>> BEGIN

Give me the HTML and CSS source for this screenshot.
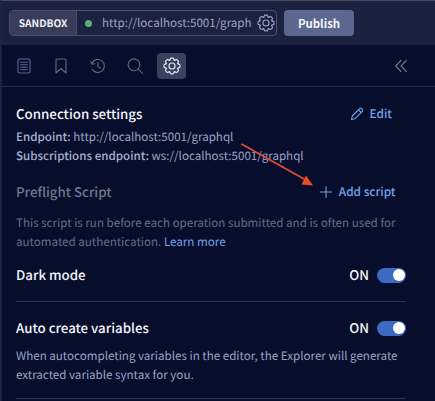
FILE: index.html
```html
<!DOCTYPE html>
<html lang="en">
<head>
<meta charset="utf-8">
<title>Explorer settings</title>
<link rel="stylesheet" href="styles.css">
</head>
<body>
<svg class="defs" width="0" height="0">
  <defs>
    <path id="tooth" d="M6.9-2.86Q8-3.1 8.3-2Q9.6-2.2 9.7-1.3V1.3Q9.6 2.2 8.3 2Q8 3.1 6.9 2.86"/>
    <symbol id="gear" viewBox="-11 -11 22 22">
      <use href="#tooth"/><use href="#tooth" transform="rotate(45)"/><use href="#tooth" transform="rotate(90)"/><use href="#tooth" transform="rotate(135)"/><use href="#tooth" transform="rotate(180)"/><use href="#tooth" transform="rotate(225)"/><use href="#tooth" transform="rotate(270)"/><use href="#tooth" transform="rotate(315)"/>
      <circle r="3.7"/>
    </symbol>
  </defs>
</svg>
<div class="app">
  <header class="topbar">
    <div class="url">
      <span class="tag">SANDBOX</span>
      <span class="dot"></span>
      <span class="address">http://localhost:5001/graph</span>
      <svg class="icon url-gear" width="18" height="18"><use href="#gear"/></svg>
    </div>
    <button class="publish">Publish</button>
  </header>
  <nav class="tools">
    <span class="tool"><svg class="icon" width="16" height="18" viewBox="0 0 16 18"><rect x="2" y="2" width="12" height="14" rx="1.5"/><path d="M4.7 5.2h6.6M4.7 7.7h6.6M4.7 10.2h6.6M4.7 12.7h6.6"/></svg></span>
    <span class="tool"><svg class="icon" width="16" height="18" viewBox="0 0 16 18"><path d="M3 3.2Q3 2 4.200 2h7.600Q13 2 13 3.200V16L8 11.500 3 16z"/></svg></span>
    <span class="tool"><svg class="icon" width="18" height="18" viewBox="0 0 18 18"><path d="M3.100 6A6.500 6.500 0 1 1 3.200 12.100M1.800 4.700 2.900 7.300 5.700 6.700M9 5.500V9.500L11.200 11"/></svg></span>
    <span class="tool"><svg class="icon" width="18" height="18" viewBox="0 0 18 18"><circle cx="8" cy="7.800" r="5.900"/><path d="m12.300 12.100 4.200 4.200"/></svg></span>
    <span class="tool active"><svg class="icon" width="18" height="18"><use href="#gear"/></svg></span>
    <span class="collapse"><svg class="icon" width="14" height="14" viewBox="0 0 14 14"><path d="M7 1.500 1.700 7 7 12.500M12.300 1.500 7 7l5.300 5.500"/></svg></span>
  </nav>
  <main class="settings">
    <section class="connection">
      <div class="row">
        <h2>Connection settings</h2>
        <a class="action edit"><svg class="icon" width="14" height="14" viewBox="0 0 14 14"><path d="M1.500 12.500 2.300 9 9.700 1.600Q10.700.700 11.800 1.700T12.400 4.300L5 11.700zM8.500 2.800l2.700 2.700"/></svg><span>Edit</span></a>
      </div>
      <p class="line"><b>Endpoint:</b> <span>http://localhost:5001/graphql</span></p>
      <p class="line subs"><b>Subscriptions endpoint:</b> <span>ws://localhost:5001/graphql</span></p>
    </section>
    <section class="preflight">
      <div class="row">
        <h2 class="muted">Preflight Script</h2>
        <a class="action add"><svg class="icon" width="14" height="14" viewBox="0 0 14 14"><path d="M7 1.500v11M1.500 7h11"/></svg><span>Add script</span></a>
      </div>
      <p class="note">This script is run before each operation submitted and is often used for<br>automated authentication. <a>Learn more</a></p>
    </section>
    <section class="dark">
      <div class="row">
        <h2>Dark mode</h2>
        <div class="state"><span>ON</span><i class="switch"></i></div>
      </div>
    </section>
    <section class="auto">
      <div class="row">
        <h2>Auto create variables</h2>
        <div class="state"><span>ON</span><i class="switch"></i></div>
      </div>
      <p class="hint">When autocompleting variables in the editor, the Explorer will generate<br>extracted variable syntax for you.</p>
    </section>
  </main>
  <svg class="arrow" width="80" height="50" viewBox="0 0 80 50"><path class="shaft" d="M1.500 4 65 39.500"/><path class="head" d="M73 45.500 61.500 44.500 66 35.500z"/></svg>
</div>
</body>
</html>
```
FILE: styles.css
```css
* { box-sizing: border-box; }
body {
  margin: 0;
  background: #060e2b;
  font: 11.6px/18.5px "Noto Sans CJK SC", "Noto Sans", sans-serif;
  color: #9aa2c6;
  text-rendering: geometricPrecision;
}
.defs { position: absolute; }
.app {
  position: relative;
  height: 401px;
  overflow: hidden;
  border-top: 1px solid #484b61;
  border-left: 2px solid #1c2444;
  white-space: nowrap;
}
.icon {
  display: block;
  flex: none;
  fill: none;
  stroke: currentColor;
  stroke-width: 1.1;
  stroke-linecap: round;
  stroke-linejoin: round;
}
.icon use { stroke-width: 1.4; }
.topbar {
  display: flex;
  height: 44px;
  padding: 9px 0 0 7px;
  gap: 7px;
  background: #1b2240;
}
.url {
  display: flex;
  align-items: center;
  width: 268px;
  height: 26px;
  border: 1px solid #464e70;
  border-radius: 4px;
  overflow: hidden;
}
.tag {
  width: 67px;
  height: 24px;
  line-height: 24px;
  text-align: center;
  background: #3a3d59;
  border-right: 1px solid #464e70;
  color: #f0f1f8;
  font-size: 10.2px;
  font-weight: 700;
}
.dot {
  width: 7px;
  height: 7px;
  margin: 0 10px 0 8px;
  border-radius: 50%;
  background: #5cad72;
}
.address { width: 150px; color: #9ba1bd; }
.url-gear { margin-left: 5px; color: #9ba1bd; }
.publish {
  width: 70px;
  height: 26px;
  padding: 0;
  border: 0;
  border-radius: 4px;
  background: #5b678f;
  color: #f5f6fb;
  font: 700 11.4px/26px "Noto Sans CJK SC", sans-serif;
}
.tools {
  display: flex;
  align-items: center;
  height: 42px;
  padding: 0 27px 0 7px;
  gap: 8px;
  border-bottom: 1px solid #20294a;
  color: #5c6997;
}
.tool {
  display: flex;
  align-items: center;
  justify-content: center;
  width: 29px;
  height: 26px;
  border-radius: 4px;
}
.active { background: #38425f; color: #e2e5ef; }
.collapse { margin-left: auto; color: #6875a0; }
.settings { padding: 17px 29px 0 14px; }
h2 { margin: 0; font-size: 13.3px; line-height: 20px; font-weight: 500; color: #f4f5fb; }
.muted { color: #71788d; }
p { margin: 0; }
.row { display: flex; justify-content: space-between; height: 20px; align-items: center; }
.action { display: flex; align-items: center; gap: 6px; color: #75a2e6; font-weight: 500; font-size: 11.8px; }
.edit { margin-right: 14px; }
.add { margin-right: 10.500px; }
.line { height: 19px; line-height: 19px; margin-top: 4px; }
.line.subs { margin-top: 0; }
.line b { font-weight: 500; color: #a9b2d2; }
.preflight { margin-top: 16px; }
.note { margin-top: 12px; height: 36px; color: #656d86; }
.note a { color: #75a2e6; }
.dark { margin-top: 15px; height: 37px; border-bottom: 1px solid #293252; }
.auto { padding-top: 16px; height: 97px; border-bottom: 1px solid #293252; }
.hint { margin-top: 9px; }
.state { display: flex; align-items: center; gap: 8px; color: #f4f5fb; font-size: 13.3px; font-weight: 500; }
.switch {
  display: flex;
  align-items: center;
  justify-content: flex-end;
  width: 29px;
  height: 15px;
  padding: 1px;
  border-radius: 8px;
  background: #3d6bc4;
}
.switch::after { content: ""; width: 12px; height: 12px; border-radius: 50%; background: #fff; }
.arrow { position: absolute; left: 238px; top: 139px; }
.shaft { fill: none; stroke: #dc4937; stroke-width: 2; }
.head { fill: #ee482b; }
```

>> END

→ **Given task**: Using the data above, write out every line exactly, leaving the images behind.

→ **Answer to this problem**:
Give me the HTML and CSS source for this screenshot.
FILE: index.html
```html
<!DOCTYPE html>
<html lang="en">
<head>
<meta charset="utf-8">
<title>Explorer settings</title>
<link rel="stylesheet" href="styles.css">
</head>
<body>
<svg class="defs" width="0" height="0">
  <defs>
    <path id="tooth" d="M6.9-2.86Q8-3.1 8.3-2Q9.6-2.2 9.7-1.3V1.3Q9.6 2.2 8.3 2Q8 3.1 6.9 2.86"/>
    <symbol id="gear" viewBox="-11 -11 22 22">
      <use href="#tooth"/><use href="#tooth" transform="rotate(45)"/><use href="#tooth" transform="rotate(90)"/><use href="#tooth" transform="rotate(135)"/><use href="#tooth" transform="rotate(180)"/><use href="#tooth" transform="rotate(225)"/><use href="#tooth" transform="rotate(270)"/><use href="#tooth" transform="rotate(315)"/>
      <circle r="3.7"/>
    </symbol>
  </defs>
</svg>
<div class="app">
  <header class="topbar">
    <div class="url">
      <span class="tag">SANDBOX</span>
      <span class="dot"></span>
      <span class="address">http://localhost:5001/graph</span>
      <svg class="icon url-gear" width="18" height="18"><use href="#gear"/></svg>
    </div>
    <button class="publish">Publish</button>
  </header>
  <nav class="tools">
    <span class="tool"><svg class="icon" width="16" height="18" viewBox="0 0 16 18"><rect x="2" y="2" width="12" height="14" rx="1.5"/><path d="M4.7 5.2h6.6M4.7 7.7h6.6M4.7 10.2h6.6M4.7 12.7h6.6"/></svg></span>
    <span class="tool"><svg class="icon" width="16" height="18" viewBox="0 0 16 18"><path d="M3 3.2Q3 2 4.200 2h7.600Q13 2 13 3.200V16L8 11.500 3 16z"/></svg></span>
    <span class="tool"><svg class="icon" width="18" height="18" viewBox="0 0 18 18"><path d="M3.100 6A6.500 6.500 0 1 1 3.200 12.100M1.800 4.700 2.900 7.300 5.700 6.700M9 5.500V9.500L11.200 11"/></svg></span>
    <span class="tool"><svg class="icon" width="18" height="18" viewBox="0 0 18 18"><circle cx="8" cy="7.800" r="5.900"/><path d="m12.300 12.100 4.200 4.200"/></svg></span>
    <span class="tool active"><svg class="icon" width="18" height="18"><use href="#gear"/></svg></span>
    <span class="collapse"><svg class="icon" width="14" height="14" viewBox="0 0 14 14"><path d="M7 1.500 1.700 7 7 12.500M12.300 1.500 7 7l5.300 5.500"/></svg></span>
  </nav>
  <main class="settings">
    <section class="connection">
      <div class="row">
        <h2>Connection settings</h2>
        <a class="action edit"><svg class="icon" width="14" height="14" viewBox="0 0 14 14"><path d="M1.500 12.500 2.300 9 9.700 1.600Q10.700.700 11.800 1.700T12.400 4.300L5 11.700zM8.500 2.800l2.700 2.700"/></svg><span>Edit</span></a>
      </div>
      <p class="line"><b>Endpoint:</b> <span>http://localhost:5001/graphql</span></p>
      <p class="line subs"><b>Subscriptions endpoint:</b> <span>ws://localhost:5001/graphql</span></p>
    </section>
    <section class="preflight">
      <div class="row">
        <h2 class="muted">Preflight Script</h2>
        <a class="action add"><svg class="icon" width="14" height="14" viewBox="0 0 14 14"><path d="M7 1.500v11M1.500 7h11"/></svg><span>Add script</span></a>
      </div>
      <p class="note">This script is run before each operation submitted and is often used for<br>automated authentication. <a>Learn more</a></p>
    </section>
    <section class="dark">
      <div class="row">
        <h2>Dark mode</h2>
        <div class="state"><span>ON</span><i class="switch"></i></div>
      </div>
    </section>
    <section class="auto">
      <div class="row">
        <h2>Auto create variables</h2>
        <div class="state"><span>ON</span><i class="switch"></i></div>
      </div>
      <p class="hint">When autocompleting variables in the editor, the Explorer will generate<br>extracted variable syntax for you.</p>
    </section>
  </main>
  <svg class="arrow" width="80" height="50" viewBox="0 0 80 50"><path class="shaft" d="M1.500 4 65 39.500"/><path class="head" d="M73 45.500 61.500 44.500 66 35.500z"/></svg>
</div>
</body>
</html>
```
FILE: styles.css
```css
* { box-sizing: border-box; }
body {
  margin: 0;
  background: #060e2b;
  font: 11.6px/18.5px "Noto Sans CJK SC", "Noto Sans", sans-serif;
  color: #9aa2c6;
  text-rendering: geometricPrecision;
}
.defs { position: absolute; }
.app {
  position: relative;
  height: 401px;
  overflow: hidden;
  border-top: 1px solid #484b61;
  border-left: 2px solid #1c2444;
  white-space: nowrap;
}
.icon {
  display: block;
  flex: none;
  fill: none;
  stroke: currentColor;
  stroke-width: 1.1;
  stroke-linecap: round;
  stroke-linejoin: round;
}
.icon use { stroke-width: 1.4; }
.topbar {
  display: flex;
  height: 44px;
  padding: 9px 0 0 7px;
  gap: 7px;
  background: #1b2240;
}
.url {
  display: flex;
  align-items: center;
  width: 268px;
  height: 26px;
  border: 1px solid #464e70;
  border-radius: 4px;
  overflow: hidden;
}
.tag {
  width: 67px;
  height: 24px;
  line-height: 24px;
  text-align: center;
  background: #3a3d59;
  border-right: 1px solid #464e70;
  color: #f0f1f8;
  font-size: 10.2px;
  font-weight: 700;
}
.dot {
  width: 7px;
  height: 7px;
  margin: 0 10px 0 8px;
  border-radius: 50%;
  background: #5cad72;
}
.address { width: 150px; color: #9ba1bd; }
.url-gear { margin-left: 5px; color: #9ba1bd; }
.publish {
  width: 70px;
  height: 26px;
  padding: 0;
  border: 0;
  border-radius: 4px;
  background: #5b678f;
  color: #f5f6fb;
  font: 700 11.4px/26px "Noto Sans CJK SC", sans-serif;
}
.tools {
  display: flex;
  align-items: center;
  height: 42px;
  padding: 0 27px 0 7px;
  gap: 8px;
  border-bottom: 1px solid #20294a;
  color: #5c6997;
}
.tool {
  display: flex;
  align-items: center;
  justify-content: center;
  width: 29px;
  height: 26px;
  border-radius: 4px;
}
.active { background: #38425f; color: #e2e5ef; }
.collapse { margin-left: auto; color: #6875a0; }
.settings { padding: 17px 29px 0 14px; }
h2 { margin: 0; font-size: 13.3px; line-height: 20px; font-weight: 500; color: #f4f5fb; }
.muted { color: #71788d; }
p { margin: 0; }
.row { display: flex; justify-content: space-between; height: 20px; align-items: center; }
.action { display: flex; align-items: center; gap: 6px; color: #75a2e6; font-weight: 500; font-size: 11.8px; }
.edit { margin-right: 14px; }
.add { margin-right: 10.500px; }
.line { height: 19px; line-height: 19px; margin-top: 4px; }
.line.subs { margin-top: 0; }
.line b { font-weight: 500; color: #a9b2d2; }
.preflight { margin-top: 16px; }
.note { margin-top: 12px; height: 36px; color: #656d86; }
.note a { color: #75a2e6; }
.dark { margin-top: 15px; height: 37px; border-bottom: 1px solid #293252; }
.auto { padding-top: 16px; height: 97px; border-bottom: 1px solid #293252; }
.hint { margin-top: 9px; }
.state { display: flex; align-items: center; gap: 8px; color: #f4f5fb; font-size: 13.3px; font-weight: 500; }
.switch {
  display: flex;
  align-items: center;
  justify-content: flex-end;
  width: 29px;
  height: 15px;
  padding: 1px;
  border-radius: 8px;
  background: #3d6bc4;
}
.switch::after { content: ""; width: 12px; height: 12px; border-radius: 50%; background: #fff; }
.arrow { position: absolute; left: 238px; top: 139px; }
.shaft { fill: none; stroke: #dc4937; stroke-width: 2; }
.head { fill: #ee482b; }
```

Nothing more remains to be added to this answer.